At each elsif and the else, we need to insert the proper label statement for the earlier branch to that point. This is also the best place to insert the branch to endif for the preceding then or elseif clause, since it is at this point that we know that there is code to branch around. For example, if there is no elsif or else, no jump around will be inserted. This means we need the following semantic actions.

<statement> --> if #start_if <expression> #if_test
                then <statements> <if_tail> endif #finish_if
<if_tail>   --> elsif #start_elsif <expression> #elsif_test
                then <statements> <if_tail>
            --> else #start_else <statements>
            --> l

Method Start_If will have the form:

procedure Start_If (if_rec out semantic_record);

and will be responsible for obtaining two new labels, one for the first elseif and one for the endif, and putting these into the if_rec semantic record.

Method If_Test will have the prototype

procedure If_Test(if_rec : in semantic_record);

It must

check to see if expression_rec (returned from the call to expression) has type Boolean and generate an error if it isn't
generate the line "Branch-on-false Ln", where Ln is the label for the else clause in the if_rec semantic record

In some grammars, such as the one you have for mPascal, the rule specified <boolean-expression> rather than <expression> in the if statement. In these cases, the check for whether the type of <boolean-expression> really is Boolean can be done as a call to the semantic analyzer in the procedure corresponding to <boolean-expression> rather than in the call corresponding to #if_test, as this check will actually need to be made in numerous places where Boolean expressions can appear.

Method Finish_If is responsible for dropping the endif label in the if_rec semantic record.

Method Start_Elseif will need to insert an unconditiional branch to the endif label, drop the current else label, and generate a new else label (for the next else clause).

Method Elsif_Test will need to ensure that expression_rec has type Boolean and insert a "Branch_on_false" line to the next else label if so (and generate an error if not).

Method Start_Else will need to insert an unconditional branch to the endif label and drop the current else label. However, it will not need to generate a new else label, because there can be no new else clauses following this one.

Compiling Case Statements

Case statements could be compiled the same way that the if with elseifs is compiled. That seems unsatisfactory, because we really would like to avoid having the compiled program check each case; instead we would like to somehow have the compiled program be able to jump directly to the correct case.

In fact, there is a way to do this. The way to do this is to build something called a "jump table." The idea is to evaluate the value of the case expression and then use this value to look up in a table which label to jump to.

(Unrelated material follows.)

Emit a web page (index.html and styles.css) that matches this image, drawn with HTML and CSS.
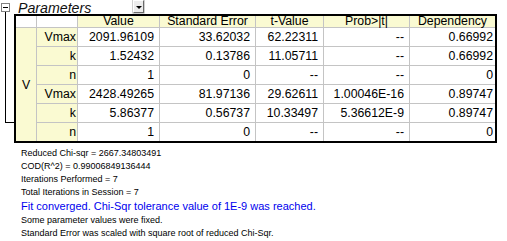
FILE: index.html
```html
<!DOCTYPE html>
<html>
<head>
<meta charset="utf-8">
<link rel="stylesheet" href="styles.css">
</head>
<body>
<div class="sheet">
  <div class="title-row">
    <span class="toggle"><span class="minus"></span></span>
    <span class="title">Parameters</span>
    <span class="drop"><span class="tri"></span></span>
  </div>
  <div class="main-row">
    <div class="connector"></div>
    <div class="grid">
      <div class="c corner"></div>
      <div class="c corner"></div>
      <div class="c hd">Value</div>
      <div class="c hd">Standard Error</div>
      <div class="c hd">t-Value</div>
      <div class="c hd">Prob&gt;|t|</div>
      <div class="c hd">Dependency</div>

      <div class="c group">V</div>

      <div class="c nm">Vmax</div><div class="c v">2091.96109</div><div class="c v">33.62032</div><div class="c v">62.22311</div><div class="c v">--</div><div class="c v last">0.66992</div>
      <div class="c nm">k</div><div class="c v">1.52432</div><div class="c v">0.13786</div><div class="c v">11.05711</div><div class="c v">--</div><div class="c v last">0.66992</div>
      <div class="c nm">n</div><div class="c v">1</div><div class="c v">0</div><div class="c v">--</div><div class="c v">--</div><div class="c v last">0</div>
      <div class="c nm">Vmax</div><div class="c v">2428.49265</div><div class="c v">81.97136</div><div class="c v">29.62611</div><div class="c v">1.00046E-16</div><div class="c v last">0.89747</div>
      <div class="c nm">k</div><div class="c v">5.86377</div><div class="c v">0.56737</div><div class="c v">10.33497</div><div class="c v">5.36612E-9</div><div class="c v last">0.89747</div>
      <div class="c nm">n</div><div class="c v">1</div><div class="c v">0</div><div class="c v">--</div><div class="c v">--</div><div class="c v last">0</div>
    </div>
  </div>
  <div class="notes">
    <div class="note">Reduced Chi-sqr = 2667.34803491</div>
    <div class="note">COD(R^2) = 0.99006849136444</div>
    <div class="note">Iterations Performed = 7</div>
    <div class="note">Total Iterations in Session = 7</div>
    <div class="note big">Fit converged. Chi-Sqr tolerance value of 1E-9 was reached.</div>
    <div class="note">Some parameter values were fixed.</div>
    <div class="note">Standard Error was scaled with square root of reduced Chi-Sqr.</div>
  </div>
</div>
</body>
</html>
```

FILE: styles.css
```css
html, body {
  margin: 0;
  padding: 0;
  background: #fff;
}
body {
  font-family: "Liberation Sans", Arial, sans-serif;
  color: #000;
}
.sheet {
  width: 507px;
}
.title-row {
  display: flex;
  align-items: flex-start;
  height: 14px;
}
.toggle {
  box-sizing: border-box;
  width: 9px;
  height: 9px;
  margin-left: 1px;
  margin-top: 3px;
  border: 1px solid #808080;
  background: #fff;
  display: flex;
  align-items: center;
  justify-content: center;
}
.minus {
  width: 5px;
  height: 1px;
  background: #000;
}
.title {
  width: 115px;
  margin-left: 8px;
  font-style: italic;
  font-size: 14.2px;
  line-height: 14px;
  padding-top: 1px;
  color: #111;
  white-space: nowrap;
}
.drop {
  box-sizing: border-box;
  width: 11px;
  height: 13px;
  background: #ececec;
  border: 1px solid;
  border-color: #fff #6a6a6a #6a6a6a #fff;
  box-shadow: 0 0 0 0.5px #a0a0a0;
  display: flex;
  align-items: center;
  justify-content: center;
}
.tri {
  width: 0;
  height: 0;
  border-left: 3px solid transparent;
  border-right: 3px solid transparent;
  border-top: 3px solid #000;
  margin-top: 1px;
}
.main-row {
  display: flex;
  align-items: flex-start;
}
.connector {
  box-sizing: content-box;
  margin-left: 5px;
  margin-top: -2px;
  width: 8px;
  height: 110px;
  border-left: 1px solid #000;
  border-bottom: 1px solid #000;
}
.grid {
  display: grid;
  grid-template-columns: 20px 40px 81px 95px 67px 85px 85px;
  grid-template-rows: 11px repeat(6, 18px);
  gap: 1px;
  background: #c4c4c4;
  border: 2px solid #000;
}
.c {
  font-size: 12.3px;
  line-height: 18px;
  white-space: nowrap;
  overflow: hidden;
  background: #fff;
}
.corner {
  background: #fff;
}
.hd {
  background: #fafad2;
  text-align: center;
  line-height: 11px;
  overflow: visible;
}
.group {
  grid-column: 1;
  grid-row: 2 / span 6;
  background: #fafad2;
  display: flex;
  align-items: center;
  justify-content: center;
}
.nm {
  grid-column: 2;
  background: #fafad2;
  text-align: right;
  padding-right: 1px;
}
.v {
  text-align: right;
  padding-right: 5px;
}
.v.last {
  padding-right: 2px;
}
.notes {
  margin-top: 4px;
  padding-left: 21px;
}
.note {
  font-size: 9px;
  line-height: 13px;
  white-space: nowrap;
}
.note.big {
  font-size: 11px;
  line-height: 15px;
  color: #0000ee;
}
```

If the range of all possible case values is relatively small, this method can be efficient, otherwise it can be quite inefficient (in terms of space).

Suppose we are compiling the following case statement:

case choice is
  when 1 ==>
   write(a);
  when 4, 7 ==>
   write(b)
  when 3 ==>
   write(c);
  when others ==>
   write(d);
end case;

-- assume that choice has type integer with range 1..8

This could be translated as

;case
push 0(D0)    ;push choice onto the stack (done by expression evaluator)
pop r0        ;load register the top stack value (where the result of the
              ;case expression will be -- in this case, choice)
mul r0,'4',r0 ;multiply r0 by 4 (4 bytes), the jump instruction length
jump L1+r0    ;jump to location L1 (start of jump table) + value in r0 
              ;the computed value of the case expression to get to the correct
              ;jump to take us to the proper when clause in the case

;when 1 ==>
label L3
push 4(D0)  ;push a
writes
jump L2     ;jump to end case

;when 4, 7 ==>
label L4
push 8(D0)  ;push b
writes
jump L2     ;jump to end case

;when 3 ==>
label L5
push 12(D0) ;push c
writes
jump L2     ;jump to end case

;when others =>
label L6
push 16(D0) ;push d
writes
jump L2     ;jump to end case

;jump table
label L1
jump L3  ;choice 1 is processed in the case labeled L3
jump L6  ;choice 2 is not represented, so is done in the others clause (at label L6)
jump L5  ;choice 3 is processed in the case labeled L5
jump L4  ;choice 4 is processed in the case labeled L4
jump L6  ;choice 5 is not represented, so is done in the others clause (at label L6)
jump L6  ;choice 6 is not represented, so is done in the others clause (at label L6)
jump L4  ;choice 7 is processed in the case labeled L4
jump L6  ;choice 8 is not represented, so is done in the others clause (at label L6)

;end case
label L2

Note 1: In the virtual machine language for our project, we always put in text labels. Of course, this cannot really be done in machine code. Instead there must be actual (virtual) addresses generated. That is, there really are no labels in machine code.

Note 2: Notice how big the jump table would be if the range of possible choices were large. If it can be determined that the table will be "too large" the same approach can be taken to compile jump tables as for if with elseif clauses.

Note 3: The jump table goes at the end, because it is at that point during compilation when it is known how many cases there are and which labels should be jumped to in the table.

Note 4: There are other approaches that can be taken for building a jump table. The one above is a simple example of the general approach. For example, one can branch to the "others" clause from the top if the value of the case expression is smaller or larger than the greatest value found in any of the the various when clauses. However, at the start of compiling the case statement, the compiler doesn't yet know the values that will be found in each when. One way to handle this is to put incomplete instructions into the code and then return later to finish the instructions when enough information has been accumulated. This is called "backpatching." For example, the instruction

push X

can be placed temporarily in the code to stand for pushing the minimum value found on any of the cases onto the stack,, where x is just a dummy argument. At the point when compilation reaches the end case, the compiler knows all of the values that appeared in the when clauses, including the minimum value (e.g., 1), so the jump table can be constructed to start with the minimum value found and end with the maximum value found. The above unfinished line of code in the IR file can also be changed to push the now-known minimum value, as in

push '1'

Compiling Loops

Having seen the examples for compiling if statements and case statements, you should be able to figure out how to compile loops on your own.